FIG. 7A is an oscilloscope trace of an actual audio signal that is input to the adaptive wind noise filter described above. FIG. 7B is an oscilloscope trace of the same signal after it has passed through, i.e., after it has been processed by, the adaptive wind noise filter. Short-duration noise bursts in the input signal shown in FIG. 7A are removed from the output signal shown in FIG. 7B. The output signal is otherwise the same or substantially the same as the input signal.
FIG. 8 shows how characteristics of the adaptive wind noise masking filter change over time, to provide the output signal shown in FIG. 7B from the input signal shown in FIG. 7A. The filter's gain or attenuation is depicted as a vertically-oriented axis, which is orthogonal to two other, mutually orthogonal axes that are labeled “Frequency” and “Seconds.”
In FIG. 7A, the first or left-most noise burst is missing from the output signal shown in FIG. 7B. That first noise burst is suppressed, by adjusting the gain of the filter to suppress the burst.
As shown in FIG. 8, input signal frequencies below about 300 Hz. are attenuated, i.e., have zero gain, just after the initial or starting time shown in the figure. The gain provided to input signals above 300 Hz. however increases linearly.
In FIG. 7A, there is a second noise burst at t=4 seconds. That second noise burse is missing from the output signal shown in FIG. 7B. The second noise burst at t=4 seconds is suppressed, by adjusting the gain of the filter to suppress the second noise burst.
In FIG. 8, at t=4 seconds, input signal frequencies below about 300 Hz. are attenuated, i.e., have little or no gain provided to them whereas the low frequency filter gain just prior to and just after t=4 seconds is greater. Reducing or eliminating the amplification of low frequency signals around 4 seconds thus suppresses the noise burst as shown in FIG. 7B.
The last or right-most noise burst shown in FIG. 7A is also missing from the output as shown in FIG. 7B. In FIG. 8, the filter's gain at t=12 is shown as being reduced. The reduced gain at t=12 seconds suppresses the noise burst from the output signal shown in FIG. 7B.

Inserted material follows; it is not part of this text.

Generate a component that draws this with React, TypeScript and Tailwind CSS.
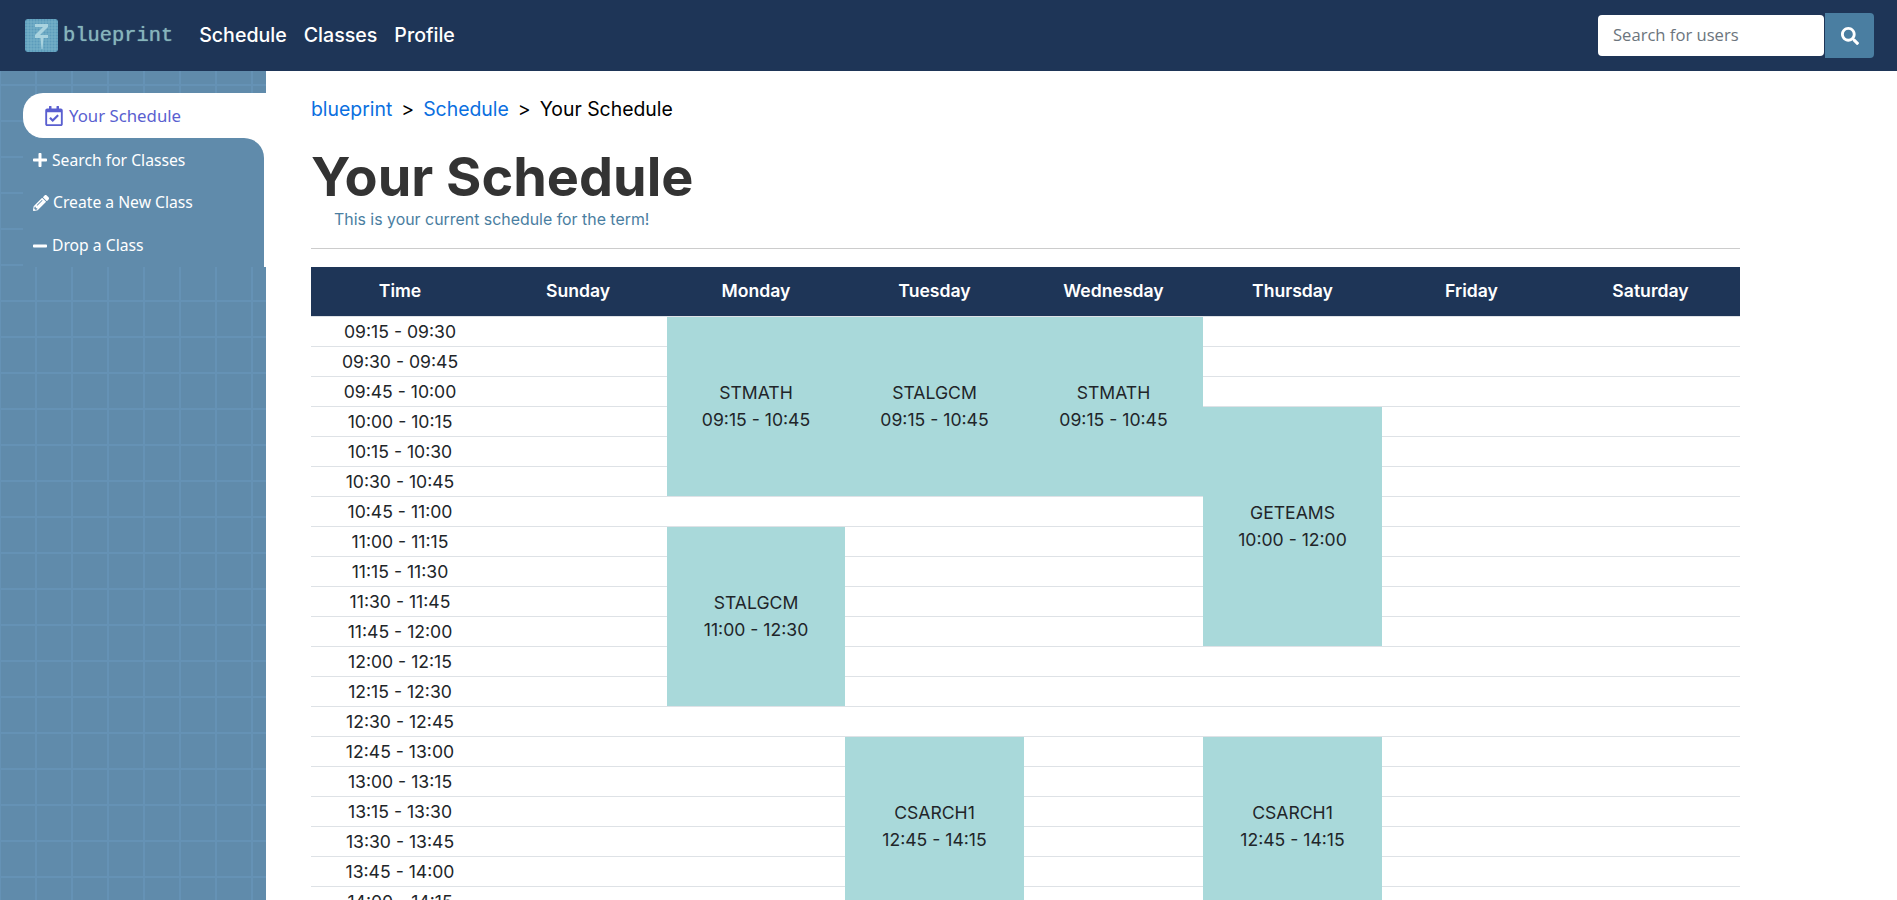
import { FaMinus, FaPencilAlt, FaPlus, FaRegCalendarCheck, FaSearch } from 'react-icons/fa';

const days = ['Time', 'Sunday', 'Monday', 'Tuesday', 'Wednesday', 'Thursday', 'Friday', 'Saturday'];

// slot index -> day column -> class block
const blocks: Record<number, Record<number, { code: string; time: string; span: number }>> = {
  0: {
    2: { code: 'STMATH', time: '09:15 - 10:45', span: 6 },
    3: { code: 'STALGCM', time: '09:15 - 10:45', span: 6 },
    4: { code: 'STMATH', time: '09:15 - 10:45', span: 6 },
  },
  3: { 5: { code: 'GETEAMS', time: '10:00 - 12:00', span: 8 } },
  7: { 2: { code: 'STALGCM', time: '11:00 - 12:30', span: 6 } },
  14: {
    3: { code: 'CSARCH1', time: '12:45 - 14:15', span: 6 },
    5: { code: 'CSARCH1', time: '12:45 - 14:15', span: 6 },
  },
};

function fmt(mins: number) {
  const h = Math.floor(mins / 60);
  const m = mins % 60;
  return `${String(h).padStart(2, '0')}:${String(m).padStart(2, '0')}`;
}

const slots = Array.from({ length: 24 }, (_, i) => {
  const start = 9 * 60 + 15 + i * 15;
  return `${fmt(start)} - ${fmt(start + 15)}`;
});

function isCovered(slot: number, col: number) {
  for (const key of Object.keys(blocks)) {
    const start = Number(key);
    const block = blocks[start][col];
    if (block && slot > start && slot < start + block.span) return true;
  }
  return false;
}

function Logo() {
  return (
    <div className="flex items-center gap-[5px]">
      <svg width="33" height="33" viewBox="0 0 33 33" className="block">
        <rect width="33" height="33" rx="3" fill="#5b9bbb" />
        {[3, 6, 9, 12, 15, 18, 21, 24, 27, 30].map((p) => (
          <g key={p} stroke="#83b9cf" strokeWidth="0.7">
            <line x1={p} y1="0" x2={p} y2="33" />
            <line x1="0" y1={p} x2="33" y2={p} />
          </g>
        ))}
        <path d="M10 5h13v3L15 16h8v3H10v-3l8-8h-8z" fill="#a9d3df" />
        <path d="M15.5 19h3l-1 11h-1z" fill="#a9d3df" />
      </svg>
      <span className="mt-[2px] font-['Liberation_Mono',monospace] text-[20.4px] leading-none text-[#86b5bb] [text-shadow:0_0_1px_#7fb0b8]">blueprint</span>
    </div>
  );
}

export default function App() {
  return (
    <div className="flex h-screen flex-col overflow-hidden bg-white font-['Inter',sans-serif]">
      {/* Navbar */}
      <nav className="flex h-[71px] shrink-0 items-center justify-between bg-[#1e3557] pl-[25px] pr-[23px]">
        <div className="flex items-center">
          <Logo />
          <div className="ml-[26px] flex gap-[17px] text-[19.6px] font-medium text-white">
            <a>Schedule</a>
            <a>Classes</a>
            <a>Profile</a>
          </div>
        </div>
        <div className="flex items-center">
          <div className="flex h-[41px] w-[226px] items-center rounded-[4px] bg-white pl-[15px] font-['Open_Sans',sans-serif] text-[16.6px] text-[#6c757d]">
            Search for users
          </div>
          <button className="ml-[1px] flex h-[45px] w-[49px] items-center justify-center rounded-r-[4px] bg-[#4a7ea1] text-white">
            <FaSearch className="h-[18px] w-[18px]" />
          </button>
        </div>
      </nav>

      <div className="flex min-h-0 flex-1">
        {/* Sidebar */}
        <aside className="w-[266px] shrink-0 bg-[#608bab] bg-[linear-gradient(to_right,#6592b5_2px,transparent_2px),linear-gradient(to_bottom,#6592b5_2px,transparent_2px)] bg-[size:36px_36px] bg-[position:35px_13px] pt-[22px]">
          <div className="ml-[23px] flex h-[45px] items-center rounded-l-[20px] bg-white pl-[22px] font-['Noto_Sans',sans-serif] text-[16.8px] text-[#5a5fd0]">
            <FaRegCalendarCheck className="mr-[6px] h-[20px] w-[18px]" />
            Your Schedule
          </div>
          <div className="ml-[23px] h-[129px] bg-white pr-[2px]">
            <div className="flex h-full flex-col rounded-tr-[20px] bg-[#608bab] pl-[10px] pt-[1px] font-['Noto_Sans',sans-serif] text-[15.7px] text-white">
              <a className="flex h-[43px] items-center gap-[5px]"><FaPlus className="h-[16px] w-[14px]" />Search for Classes</a>
              <a className="flex h-[43px] items-center gap-[4px]"><FaPencilAlt className="h-[16px] w-[16px]" />Create a New Class</a>
              <a className="flex h-[43px] items-center gap-[5px]"><FaMinus className="h-[16px] w-[14px]" />Drop a Class</a>
            </div>
          </div>
        </aside>

        {/* Main */}
        <main className="min-w-0 flex-1 pl-[45px]">
          <div className="w-[1429px]">
            <div className="pt-[26px] text-[19.4px] leading-[24px] text-black">
              <a className="text-[#0b6fe0]">blueprint</a>
              <span className="mx-[9px]">&gt;</span>
              <a className="text-[#0b6fe0]">Schedule</a>
              <span className="mx-[9px]">&gt;</span>
              <span>Your Schedule</span>
            </div>
            <h1 className="mt-[23px] text-[54px] font-bold leading-[66px] text-[#333333]">Your Schedule</h1>
            <p className="ml-[23px] text-[15.9px] leading-[20px] text-[#4a7ea1]">This is your current schedule for the term!</p>
            <hr className="mt-[18px] border-t border-[#cccccc]" />
            <table className="mt-[18px] w-full table-fixed border-collapse text-center">
              <colgroup>
                <col className="w-[178px]" />
                <col className="w-[178px]" />
                <col className="w-[178px]" />
                <col className="w-[179px]" />
                <col className="w-[179px]" />
                <col className="w-[179px]" />
                <col />
                <col />
              </colgroup>
              <thead>
                <tr className="h-[49px] bg-[#1e3557] text-[17.6px] text-white">
                  {days.map((d) => (
                    <th key={d} className="font-semibold">{d}</th>
                  ))}
                </tr>
              </thead>
              <tbody>
                {slots.map((slot, i) => (
                  <tr key={slot} className="h-[30px] text-[17.6px] text-[#212529]">
                    <td className="border-t border-[#dee2e6] p-0 leading-[29px]">{slot}</td>
                    {[1, 2, 3, 4, 5, 6, 7].map((col) => {
                      if (isCovered(i, col)) return null;
                      const block = blocks[i]?.[col];
                      if (block) {
                        return (
                          <td key={col} rowSpan={block.span} className="border-t border-[#dee2e6] bg-[#a9d9da] p-0 leading-[27px]">
                            <div>{block.code}</div>
                            <div>{block.time}</div>
                          </td>
                        );
                      }
                      return <td key={col} className="border-t border-[#dee2e6] p-0" />;
                    })}
                  </tr>
                ))}
              </tbody>
            </table>
          </div>
        </main>
      </div>
    </div>
  );
}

In a preferred embodiment, filter characteristics were chosen to suppress relatively low-frequency signals, i.e., below about 300 Hz, and having relatively short durations, i.e., less than a few hundred milliseconds. Such signals are typically produced by wind gusts passing a microphone. Different filter characteristics can be chosen to suppress signals with different frequencies and different durations. The method and apparatus disclosed herein should therefore not be considered to be limited to filtering only wind noise. By appropriately selecting operating characteristics, the adaptive filter can suppress or amplify high-frequency electrical noise caused by electric arcing, such as spark plug ignition noise. The filter can also be used to suppress or amplify signals within a frequency band.

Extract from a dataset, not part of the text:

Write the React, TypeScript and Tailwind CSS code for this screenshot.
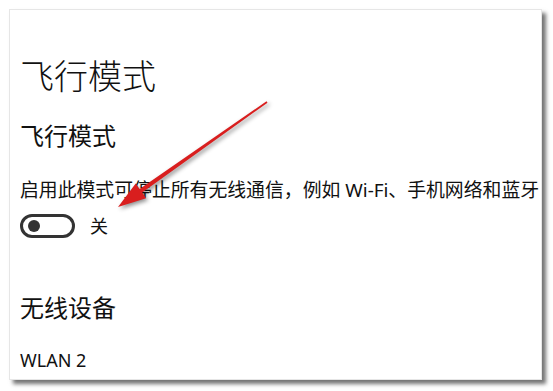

While a preferred embodiment of the filter attenuates signals, the filter disclosed herein can also apply selective amplification to signals at different frequencies or within user-specified pass bands. Selectively amplifying signals in pass bands can be applied to radar, sonar and two-way radio communications systems.

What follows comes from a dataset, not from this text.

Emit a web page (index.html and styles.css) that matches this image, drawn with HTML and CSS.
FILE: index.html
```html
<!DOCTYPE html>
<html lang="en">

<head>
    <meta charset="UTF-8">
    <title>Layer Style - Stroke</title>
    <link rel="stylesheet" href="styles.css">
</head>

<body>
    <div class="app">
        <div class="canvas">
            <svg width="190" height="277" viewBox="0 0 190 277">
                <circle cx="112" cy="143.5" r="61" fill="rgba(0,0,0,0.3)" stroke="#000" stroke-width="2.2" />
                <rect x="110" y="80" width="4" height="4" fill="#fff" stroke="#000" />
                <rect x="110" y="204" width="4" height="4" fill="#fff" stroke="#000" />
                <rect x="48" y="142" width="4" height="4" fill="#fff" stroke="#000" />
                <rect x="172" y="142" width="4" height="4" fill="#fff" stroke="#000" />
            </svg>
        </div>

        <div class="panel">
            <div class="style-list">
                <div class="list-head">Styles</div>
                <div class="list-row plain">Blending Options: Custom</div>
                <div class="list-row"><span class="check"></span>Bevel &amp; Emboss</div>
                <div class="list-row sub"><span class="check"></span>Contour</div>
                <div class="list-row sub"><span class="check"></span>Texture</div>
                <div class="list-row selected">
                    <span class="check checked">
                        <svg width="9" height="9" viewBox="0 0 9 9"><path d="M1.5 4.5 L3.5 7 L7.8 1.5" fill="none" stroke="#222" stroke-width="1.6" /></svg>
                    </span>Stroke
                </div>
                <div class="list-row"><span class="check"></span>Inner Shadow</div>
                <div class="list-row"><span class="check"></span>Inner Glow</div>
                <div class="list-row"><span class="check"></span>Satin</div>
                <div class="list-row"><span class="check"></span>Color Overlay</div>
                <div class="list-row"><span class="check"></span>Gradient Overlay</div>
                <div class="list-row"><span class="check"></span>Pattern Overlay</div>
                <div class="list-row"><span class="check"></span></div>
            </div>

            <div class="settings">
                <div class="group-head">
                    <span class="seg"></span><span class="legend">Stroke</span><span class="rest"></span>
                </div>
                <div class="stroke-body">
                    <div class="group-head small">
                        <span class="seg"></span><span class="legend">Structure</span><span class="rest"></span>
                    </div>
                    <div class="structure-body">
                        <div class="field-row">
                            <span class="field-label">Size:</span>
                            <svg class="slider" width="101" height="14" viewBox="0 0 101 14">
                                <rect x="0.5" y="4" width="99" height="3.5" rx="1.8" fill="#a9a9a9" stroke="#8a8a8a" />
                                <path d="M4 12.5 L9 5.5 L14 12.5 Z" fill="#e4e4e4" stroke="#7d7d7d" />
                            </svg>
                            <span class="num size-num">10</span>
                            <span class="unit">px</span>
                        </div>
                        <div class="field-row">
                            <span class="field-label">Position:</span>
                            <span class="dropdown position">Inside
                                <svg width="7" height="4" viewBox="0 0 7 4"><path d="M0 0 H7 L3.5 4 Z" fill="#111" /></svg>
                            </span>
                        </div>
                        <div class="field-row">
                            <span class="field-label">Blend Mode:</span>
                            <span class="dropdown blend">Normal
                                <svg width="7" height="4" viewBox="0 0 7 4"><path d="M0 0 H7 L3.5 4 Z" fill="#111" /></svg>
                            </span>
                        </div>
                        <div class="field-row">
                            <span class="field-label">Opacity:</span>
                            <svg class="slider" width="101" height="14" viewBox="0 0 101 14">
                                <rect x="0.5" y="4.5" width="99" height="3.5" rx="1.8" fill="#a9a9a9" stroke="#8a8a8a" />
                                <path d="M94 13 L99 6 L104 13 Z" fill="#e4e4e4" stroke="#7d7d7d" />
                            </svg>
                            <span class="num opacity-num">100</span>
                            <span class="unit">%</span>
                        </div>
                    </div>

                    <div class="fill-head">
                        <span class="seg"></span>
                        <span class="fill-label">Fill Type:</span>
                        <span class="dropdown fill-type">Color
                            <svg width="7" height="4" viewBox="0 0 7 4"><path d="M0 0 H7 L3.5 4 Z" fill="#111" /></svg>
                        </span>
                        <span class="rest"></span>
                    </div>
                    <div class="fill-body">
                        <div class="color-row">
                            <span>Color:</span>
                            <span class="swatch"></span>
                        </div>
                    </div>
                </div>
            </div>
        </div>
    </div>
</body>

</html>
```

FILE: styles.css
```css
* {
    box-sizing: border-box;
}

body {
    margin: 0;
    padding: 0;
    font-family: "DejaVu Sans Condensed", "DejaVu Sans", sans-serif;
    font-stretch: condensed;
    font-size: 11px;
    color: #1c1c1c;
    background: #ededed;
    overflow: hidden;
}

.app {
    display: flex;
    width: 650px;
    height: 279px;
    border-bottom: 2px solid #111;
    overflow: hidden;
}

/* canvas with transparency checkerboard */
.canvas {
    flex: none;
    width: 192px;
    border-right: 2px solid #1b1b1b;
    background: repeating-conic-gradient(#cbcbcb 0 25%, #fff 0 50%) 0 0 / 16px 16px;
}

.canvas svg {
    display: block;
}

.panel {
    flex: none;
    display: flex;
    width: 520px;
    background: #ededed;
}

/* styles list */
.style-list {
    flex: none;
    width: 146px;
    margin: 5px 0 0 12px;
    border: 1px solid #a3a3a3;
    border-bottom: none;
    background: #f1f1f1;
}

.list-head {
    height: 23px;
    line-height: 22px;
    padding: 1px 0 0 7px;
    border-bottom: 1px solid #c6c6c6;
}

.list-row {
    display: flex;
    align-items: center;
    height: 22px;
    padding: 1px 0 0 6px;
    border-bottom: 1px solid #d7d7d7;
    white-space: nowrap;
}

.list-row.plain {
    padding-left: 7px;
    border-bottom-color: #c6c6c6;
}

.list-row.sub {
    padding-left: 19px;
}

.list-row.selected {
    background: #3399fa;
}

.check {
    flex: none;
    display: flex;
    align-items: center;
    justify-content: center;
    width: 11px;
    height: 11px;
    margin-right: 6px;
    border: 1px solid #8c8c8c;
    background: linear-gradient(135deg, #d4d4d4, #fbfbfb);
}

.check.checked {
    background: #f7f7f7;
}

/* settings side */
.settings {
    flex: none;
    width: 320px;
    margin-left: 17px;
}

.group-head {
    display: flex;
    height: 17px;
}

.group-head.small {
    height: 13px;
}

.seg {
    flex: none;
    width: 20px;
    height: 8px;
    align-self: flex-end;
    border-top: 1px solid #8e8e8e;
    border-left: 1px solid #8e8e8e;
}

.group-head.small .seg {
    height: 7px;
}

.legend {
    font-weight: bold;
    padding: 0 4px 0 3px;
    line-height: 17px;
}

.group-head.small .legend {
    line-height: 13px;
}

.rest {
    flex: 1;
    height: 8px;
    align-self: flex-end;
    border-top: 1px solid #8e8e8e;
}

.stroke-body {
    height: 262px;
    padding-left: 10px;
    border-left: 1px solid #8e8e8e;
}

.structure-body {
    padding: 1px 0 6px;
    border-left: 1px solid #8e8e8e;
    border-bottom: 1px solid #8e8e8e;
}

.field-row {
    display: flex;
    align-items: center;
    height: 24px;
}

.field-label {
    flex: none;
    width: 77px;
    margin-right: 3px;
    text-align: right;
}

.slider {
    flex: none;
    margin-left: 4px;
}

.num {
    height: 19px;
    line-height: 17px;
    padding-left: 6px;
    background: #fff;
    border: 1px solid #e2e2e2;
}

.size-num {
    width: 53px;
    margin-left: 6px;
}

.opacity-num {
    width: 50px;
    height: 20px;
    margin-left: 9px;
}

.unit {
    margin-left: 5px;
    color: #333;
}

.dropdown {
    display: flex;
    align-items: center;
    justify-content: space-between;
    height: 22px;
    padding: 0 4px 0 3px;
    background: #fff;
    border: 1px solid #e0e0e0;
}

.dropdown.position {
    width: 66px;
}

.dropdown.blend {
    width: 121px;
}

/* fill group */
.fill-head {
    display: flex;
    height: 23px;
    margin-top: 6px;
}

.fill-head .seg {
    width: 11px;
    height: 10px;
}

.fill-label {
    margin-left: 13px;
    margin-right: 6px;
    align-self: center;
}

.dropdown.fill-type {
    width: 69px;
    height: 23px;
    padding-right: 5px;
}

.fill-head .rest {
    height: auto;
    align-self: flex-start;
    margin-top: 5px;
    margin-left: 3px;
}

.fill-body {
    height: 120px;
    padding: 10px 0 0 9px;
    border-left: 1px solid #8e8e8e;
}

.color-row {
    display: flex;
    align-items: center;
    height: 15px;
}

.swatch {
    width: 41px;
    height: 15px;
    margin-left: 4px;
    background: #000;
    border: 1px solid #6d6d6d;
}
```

Those of ordinary skill in the art will appreciate that in an alternate embodiment, the low-pass filtering can instead be a band-pass filter whereby frequency spectrum segments are selectively filtered with the result being a determination of whether noise is present. An example of a band-pass filter would be one that selectively filters audio signals between approximately 100 Hz up to about 300 to 400 Hz.
In an embodiment, the following threshold values were used:
-
- a. From families of equation (3) SP_ONLY_THR=0.3; NS_SP_THR=0.5 and NS_THR=0.7.
- b. From families of equation (4) a=0.6, b=0.3, Gmax=−30 dB, Gmin=0 dB, NsFreq=300 Hz, NsSpFreq=250 Hz, SpNsFreq=200 Hz and SpFreq=150 Hz.
In an alternate embodiment, the filtering performed by the low-
pass filter 15 or some other filter device is performed by analog circuitry, well-known to those of ordinary skill in the electronic arts. Such filters can be either passive or active.
The wind
noise detection circuit 65 can alternatively be implemented using operational amplifiers to compute either a difference or ratio between the power levels of the signal from the
filter 15 to the
input signal 30. Similarly, the wind
noise probability classification 50 can also be implemented using analogue operational amplifiers to output signals to an array of active filters that make-up an analogue version of the adaptive wind
noise masking filter 45.
In an analog device environment, the Fast
Fourier Transform calculator 35 can be replaced by an array of frequency-selective active filters each of which is configured to selectively amplify segments of the spectrum of the
input signal 30.
The foregoing description is for purposes of illustration only. The true scope of the invention is set forth in the appurtenant claims.